For nearly a year, Mint Hill was without a resident physician until Dr. Whitley, a twenty-four-year old native of Union County, came to town to begin his practice. Like DeArmon, Whitley also attended Rutherford College and Baltimore Medical College. Arriving in October 1908 with a nine-day-old baby, Whitley and his wife Esther (1884-1987) first took up residence across the road from the ten-acre DeArmon place before buying the property the following year. It is believed that the office building was constructed shortly after the Whitleys moved to the DeArmon property, as DeArmon had previously used a back corner room of the family home as an office. The detached office building stood some forty feet from the house and featured three rooms: a reception/waiting room in the front half, and two examining rooms in the back. In addition to seeing patients in the office, Whitley made house calls using a one-horse buggy and later a motorcycle. Because the motorcycle’s bumpy ride apparently broke too many medicine bottles, Whitley ended up using an automobile to visit patients. 

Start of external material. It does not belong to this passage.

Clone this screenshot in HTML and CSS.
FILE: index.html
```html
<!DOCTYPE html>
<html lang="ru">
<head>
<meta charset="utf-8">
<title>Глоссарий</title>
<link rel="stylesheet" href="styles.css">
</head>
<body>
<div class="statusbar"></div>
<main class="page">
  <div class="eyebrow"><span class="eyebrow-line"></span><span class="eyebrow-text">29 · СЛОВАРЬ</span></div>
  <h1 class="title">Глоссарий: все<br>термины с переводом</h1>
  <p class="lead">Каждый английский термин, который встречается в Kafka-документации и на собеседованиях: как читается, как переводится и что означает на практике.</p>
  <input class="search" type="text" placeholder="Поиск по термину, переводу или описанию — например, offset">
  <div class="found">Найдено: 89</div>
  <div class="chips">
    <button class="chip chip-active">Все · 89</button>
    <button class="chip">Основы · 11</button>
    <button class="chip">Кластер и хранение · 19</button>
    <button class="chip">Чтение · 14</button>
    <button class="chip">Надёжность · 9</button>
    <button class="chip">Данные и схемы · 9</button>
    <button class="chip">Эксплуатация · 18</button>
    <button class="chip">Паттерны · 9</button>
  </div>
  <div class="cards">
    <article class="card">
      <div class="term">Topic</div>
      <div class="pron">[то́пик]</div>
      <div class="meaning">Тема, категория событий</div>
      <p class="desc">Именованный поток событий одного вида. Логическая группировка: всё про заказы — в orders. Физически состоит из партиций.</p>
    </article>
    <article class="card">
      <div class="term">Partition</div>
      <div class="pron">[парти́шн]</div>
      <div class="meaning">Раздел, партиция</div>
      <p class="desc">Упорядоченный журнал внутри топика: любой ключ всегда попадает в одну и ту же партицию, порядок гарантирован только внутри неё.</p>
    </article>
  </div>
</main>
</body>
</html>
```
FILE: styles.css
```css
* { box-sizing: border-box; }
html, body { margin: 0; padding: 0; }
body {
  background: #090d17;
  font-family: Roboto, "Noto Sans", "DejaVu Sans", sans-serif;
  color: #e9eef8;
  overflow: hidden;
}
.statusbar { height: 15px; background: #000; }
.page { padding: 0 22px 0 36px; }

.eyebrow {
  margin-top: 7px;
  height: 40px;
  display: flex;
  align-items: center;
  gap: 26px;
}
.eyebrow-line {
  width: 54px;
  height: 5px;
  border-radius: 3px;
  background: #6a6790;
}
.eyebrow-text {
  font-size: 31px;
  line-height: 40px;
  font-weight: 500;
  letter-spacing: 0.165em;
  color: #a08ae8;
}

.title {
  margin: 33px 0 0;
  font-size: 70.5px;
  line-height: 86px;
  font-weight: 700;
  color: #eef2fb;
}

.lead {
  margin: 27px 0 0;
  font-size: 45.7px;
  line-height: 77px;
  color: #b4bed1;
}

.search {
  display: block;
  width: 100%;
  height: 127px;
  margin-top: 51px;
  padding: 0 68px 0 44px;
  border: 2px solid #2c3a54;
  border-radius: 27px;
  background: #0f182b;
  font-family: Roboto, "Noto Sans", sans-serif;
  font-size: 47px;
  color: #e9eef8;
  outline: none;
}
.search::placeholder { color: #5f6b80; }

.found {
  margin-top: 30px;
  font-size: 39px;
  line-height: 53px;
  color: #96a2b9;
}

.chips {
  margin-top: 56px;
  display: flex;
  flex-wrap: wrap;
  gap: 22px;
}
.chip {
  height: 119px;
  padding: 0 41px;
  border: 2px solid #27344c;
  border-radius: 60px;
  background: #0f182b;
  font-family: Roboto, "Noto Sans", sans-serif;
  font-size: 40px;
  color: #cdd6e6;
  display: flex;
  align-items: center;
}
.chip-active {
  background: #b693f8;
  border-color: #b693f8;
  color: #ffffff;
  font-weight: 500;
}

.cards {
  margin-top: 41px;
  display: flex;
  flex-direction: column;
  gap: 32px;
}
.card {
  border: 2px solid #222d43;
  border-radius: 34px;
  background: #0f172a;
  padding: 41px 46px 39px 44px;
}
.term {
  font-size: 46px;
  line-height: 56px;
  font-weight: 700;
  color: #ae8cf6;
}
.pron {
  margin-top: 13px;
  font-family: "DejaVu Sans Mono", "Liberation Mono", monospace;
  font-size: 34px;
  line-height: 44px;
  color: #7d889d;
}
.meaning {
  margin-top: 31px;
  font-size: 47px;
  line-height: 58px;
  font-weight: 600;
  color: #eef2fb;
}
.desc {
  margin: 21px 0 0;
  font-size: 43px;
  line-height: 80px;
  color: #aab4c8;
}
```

Whitley served the needs of his Mint Hill-area patients for nearly forty years. He also set up offices in Concord and Monroe, mixed his own medicines, made house calls 24 hours a day, and delivered 6,784 babies, including twelve of his own children. Esther, a native of Chesterfield County, South Carolina, occasionally helped her husband in his practice. Although lacking formal medical training, she assisted with suturing incisions, pulling teeth, administering anesthesia, and delivering babies. She is reported to have delivered thirty-six babies under her husband’s supervision, and two others by herself. Three generations of the Whitley family owned the property before donating the office building to the Mint Hill Historical Society in 1986 to be moved to its present location for restoration.